Manchmal komme ich mir in unserer Gesellschaft auch wie in einem Gewächshaus vor. Da wird versucht alles zu vermeiden, was irgendwie nach Widerstand aussieht. Bei den Kindern fällt es mir besonders auf: Unsere Kinder sollen es möglichst gut und sorgenfrei haben! Bei manchen droht es aber eine Welt aus Watte zu werden. Vielleicht tun wir unseren Kindern und Enkeln oft gar keinen Gefallen damit. Denn es ist doch wie mit den Gewächshaus-Pflanzen, die den Wind offensichtlich brauchen. Wie sollen unsere Kinder ohne Widerstand selbstständig und stark werden? 
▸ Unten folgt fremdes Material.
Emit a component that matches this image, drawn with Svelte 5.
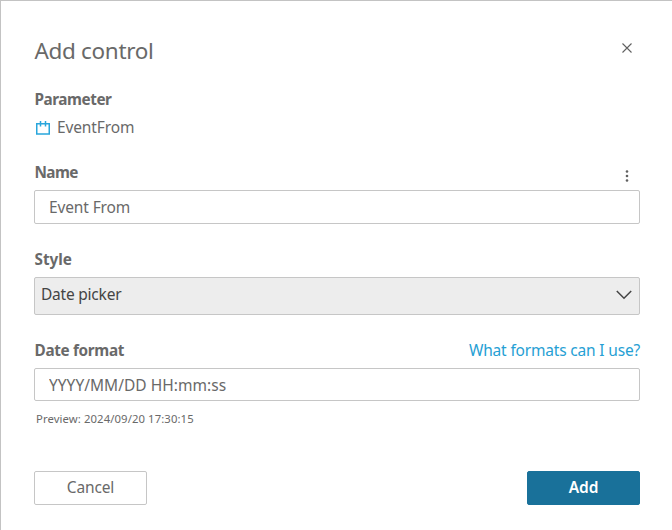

Bei unserer kleinen Tochter zum Beispiel dauert es morgens ziemlich lang, bis sie sich alleine angezogen hat. Sie ringt mit Strumpfhose und Pullover, bis sie es endlich geschafft hat. Viel leichter wäre es, wenn die Eltern das übernehmen. Oder es geht darum das Zimmer aufzuräumen. Da muss ich richtig hartnäckig sein, bis endlich was passiert. Es sind oft solche kleinen Dinge, die dem Kind helfen, sich für etwas verantwortlich zu fühlen. 

Und bei Erwachsenen ist es doch auch so: Zum Leben gehören Widerstände, an denen ich wachsen kann. Für mich kann das bedeuten, mein Fahrrad mal wieder selbst zu reparieren, auch wenn ich zwei linke Hände habe. Oder Probleme im Beruf offen anzusprechen, obwohl es leichter wäre, mich einfach taub zu stellen.

Doch selbst wenn das anstrengende Arbeitsleben hinter mir liegt und ich alle Zeit der Welt habe: Natürlich ist es da verlockend, sich dauerhaft vor dem Fernseher nieder zu lassen. Besser finde ich es aber, sich neue Herausforderungen zu suchen: Zum Beispiel im Verein, der Gemeinde oder in der Nachbarschaft. Nicht weil es dort alles so bequem wäre, sondern gerade wegen der Widerstände. 

Im Kleinen wie im Großen zeigt sich: Erst wenn ich dem Wind standhalten kann, bin ich für die Stürme des Lebens gewappnet.